Christendom as a whole utterly denies the mystery of our Lord’s circumcision, that fundamental work of God wrought upon Him who came into the world. How then shall she prize and understand the other things given in His Person and His work? All that we now behold does witness to the common apostasy from Christ’s circumcision, which yet is a circumcision for His people. The resurrection is no longer the living hope of them that name the name of Christ. Men turn to their nature, looking to its supposed inexhaustible fountain and powers as the means of bettering their condition. And where corruption and decay triumph, there liberty is proclaimed over the graves already heavy with their dead.
Yet God works. Everywhere He constrains the nations to make manifest their true condition before men and angels. Christendom has been called upon to declare, as by a universal poll, before men and angels, whether she will trust in the flesh, or in the promises and the faithfulness of God. And everywhere the answer comes—loudly or quietly, veiled or open—that the flesh is preferred. Men look for all things from man, from fallen man, from his inventions, his progress, his new devices and constitutions, and nothing from God.
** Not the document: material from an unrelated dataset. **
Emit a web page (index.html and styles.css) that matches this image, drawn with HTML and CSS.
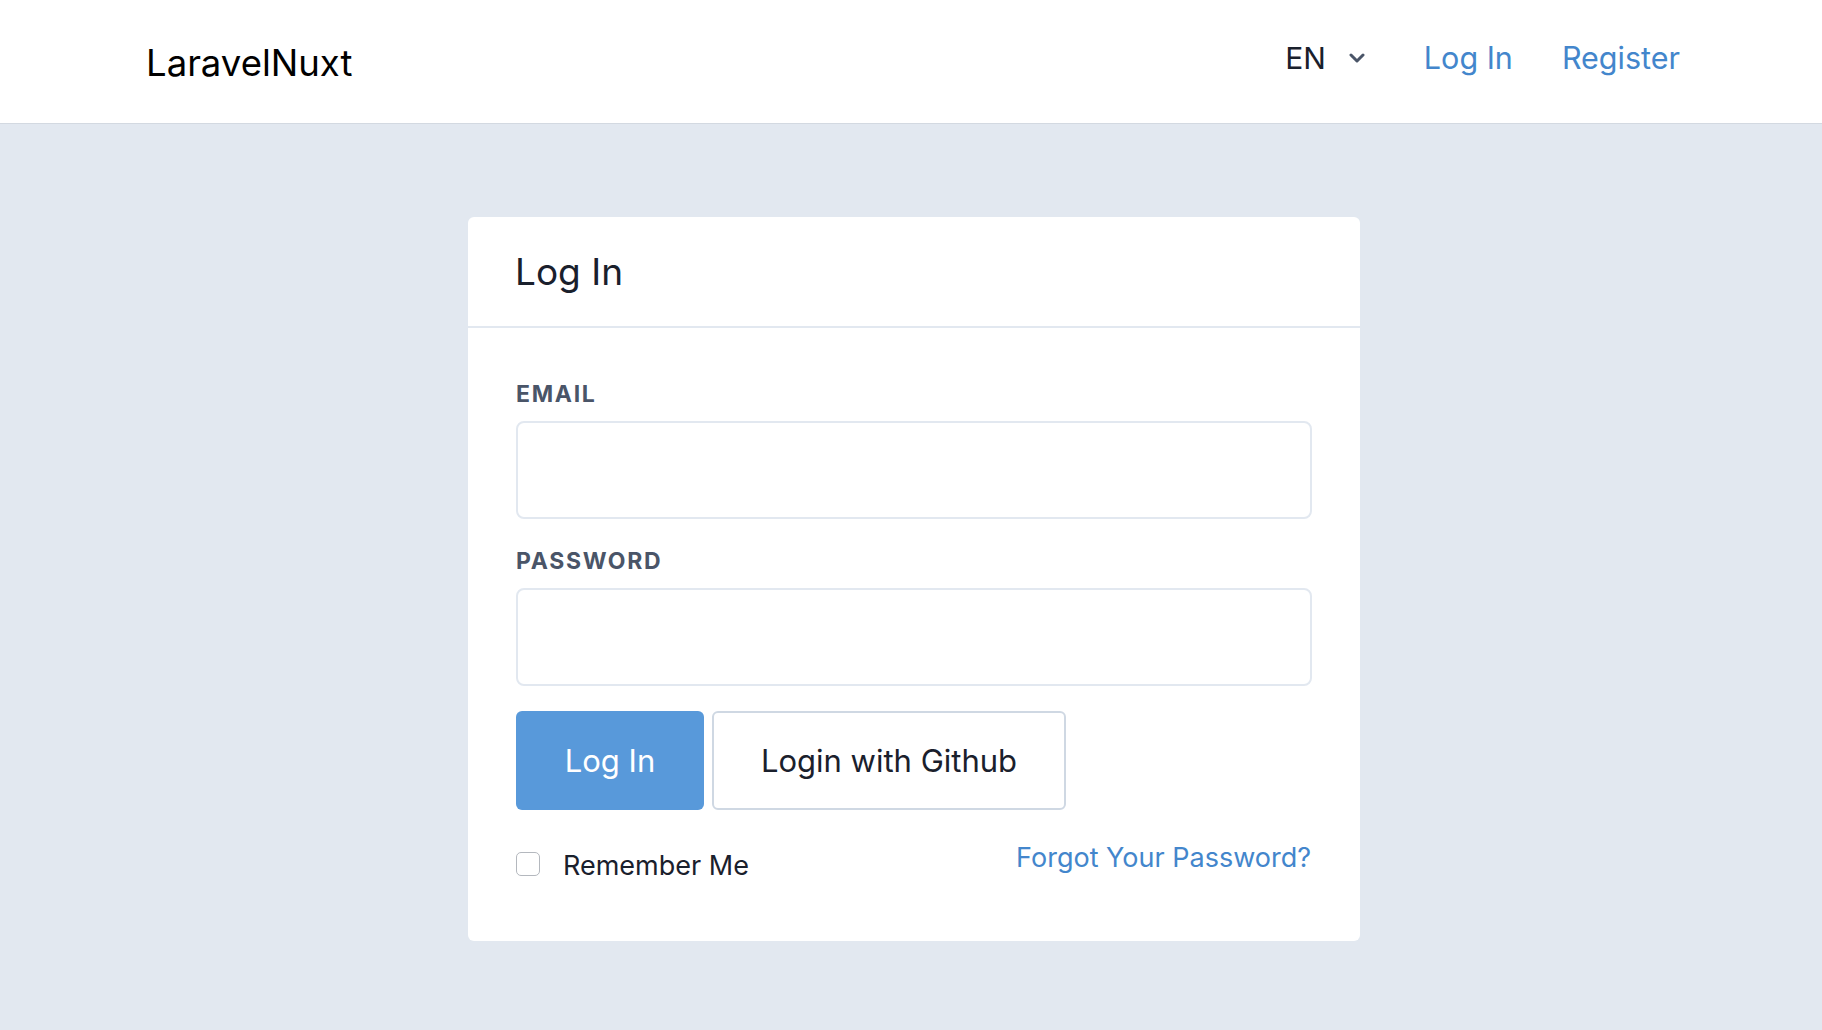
FILE: index.html
```html
<!DOCTYPE html>
<html lang="en">
<head>
<meta charset="utf-8">
<title>LaravelNuxt</title>
<link rel="stylesheet" href="styles.css">
</head>
<body>
<header class="topbar">
  <a class="brand" href="#">LaravelNuxt</a>
  <nav class="nav">
    <div class="lang">
      <span class="lang-code">EN</span>
      <svg class="chev" width="16" height="10" viewBox="0 0 16 10"><path d="M2 2 L8 8 L14 2" fill="none" stroke="#4a5568" stroke-width="3" stroke-linecap="round" stroke-linejoin="round"/></svg>
    </div>
    <a class="nav-link login" href="#">Log In</a>
    <a class="nav-link" href="#">Register</a>
  </nav>
</header>
<main class="main">
  <section class="card">
    <div class="card-head">
      <h1 class="card-title">Log In</h1>
    </div>
    <form class="card-body">
      <label class="label">EMAIL</label>
      <input class="input" type="email">
      <label class="label label-2">PASSWORD</label>
      <input class="input" type="password">
      <div class="buttons">
        <button type="button" class="btn btn-primary">Log In</button>
        <button type="button" class="btn btn-outline">Login with Github</button>
      </div>
      <div class="row">
        <label class="remember"><span class="checkbox"></span>Remember Me</label>
        <a class="forgot" href="#">Forgot Your Password?</a>
      </div>
    </form>
  </section>
</main>
</body>
</html>
```
FILE: styles.css
```css
* { box-sizing: border-box; }
html, body { margin: 0; padding: 0; }
body {
  background: #e2e8f0;
  font-family: Inter, "Noto Sans", "Liberation Sans", sans-serif;
  color: #1a202c;
  height: 1030px;
  overflow: hidden;
}
a { text-decoration: none; }
.topbar {
  height: 124px;
  background: #fff;
  border-bottom: 1px solid #d3d9e1;
  display: flex;
  align-items: center;
  justify-content: space-between;
  padding: 0 142px 0 146px;
}
.brand {
  font-size: 36.5px;
  color: #000;
  line-height: 46px;
  margin-top: 2px;
}
.nav {
  display: flex;
  align-items: center;
  padding-bottom: 8px;
}
.lang { display: flex; align-items: center; }
.lang-code { font-size: 30px; line-height: 40px; color: #1a202c; }
.chev { margin-left: 23px; }
.nav-link { font-size: 30.5px; line-height: 40px; color: #4386cc; }
.login { margin-left: 59px; margin-right: 49px; }
.main { padding-top: 93px; }
.card {
  width: 892px;
  margin-left: 468px;
  background: #fff;
  border-radius: 6px;
}
.card-head {
  height: 111px;
  border-bottom: 2px solid #e2e8f0;
  display: flex;
  align-items: center;
  padding: 0 47px;
}
.card-title {
  margin: 0;
  font-size: 37px;
  font-weight: 400;
  line-height: 48px;
  color: #1a202c;
}
.card-body {
  padding: 52px 48px 58px 48px;
  display: flex;
  flex-direction: column;
}
.label {
  font-size: 23px;
  font-weight: 700;
  line-height: 28px;
  letter-spacing: 1.7px;
  color: #4a5568;
  margin-bottom: 13px;
}
.label-2 { margin-top: 28px; }
.input {
  width: 796px;
  height: 98px;
  border: 2px solid #e2e8f0;
  border-radius: 8px;
  background: #fff;
  font-size: 28px;
  padding: 0 20px;
  outline: none;
}
.buttons {
  display: flex;
  gap: 8px;
  margin-top: 25px;
}
.btn {
  height: 99px;
  font-family: Inter, "Noto Sans", "Liberation Sans", sans-serif;
  font-size: 31px;
  border-radius: 6px;
  padding: 0;
  flex: none;
}
.btn-primary {
  width: 188px;
  background: #5899da;
  color: #fff;
  border: none;
}
.btn-outline {
  width: 354px;
  background: #fff;
  color: #1a202c;
  border: 2px solid #cfd8e3;
}
.row {
  display: flex;
  justify-content: space-between;
  align-items: flex-start;
  margin-top: 31px;
}
.remember {
  display: flex;
  align-items: center;
  margin-top: 8px;
  font-size: 27px;
  line-height: 34px;
  color: #1a202c;
}
.checkbox {
  width: 24px;
  height: 24px;
  border: 1.5px solid #b4b8be;
  border-radius: 5px;
  margin-right: 23px;
  margin-top: -4px;
  background: #fff;
  flex: none;
}
.forgot {
  font-size: 27px;
  line-height: 34px;
  color: #4386cc;
  margin-right: 1px;
}
```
But how is it with us? Are we saved by the mystery of our Lord’s circumcision? It is given us, by the putting off from our flesh, to serve God in our flesh, that is, in the body.
The circumcision of Christ is a continual work in the spiritual man. The Holy Spirit truly does perform this circumcision in us, when we yield ourselves unto Him. Thus are our hands filled with fruit unto eternal life. Thus, are we made conformable unto the death of Christ and His resurrection.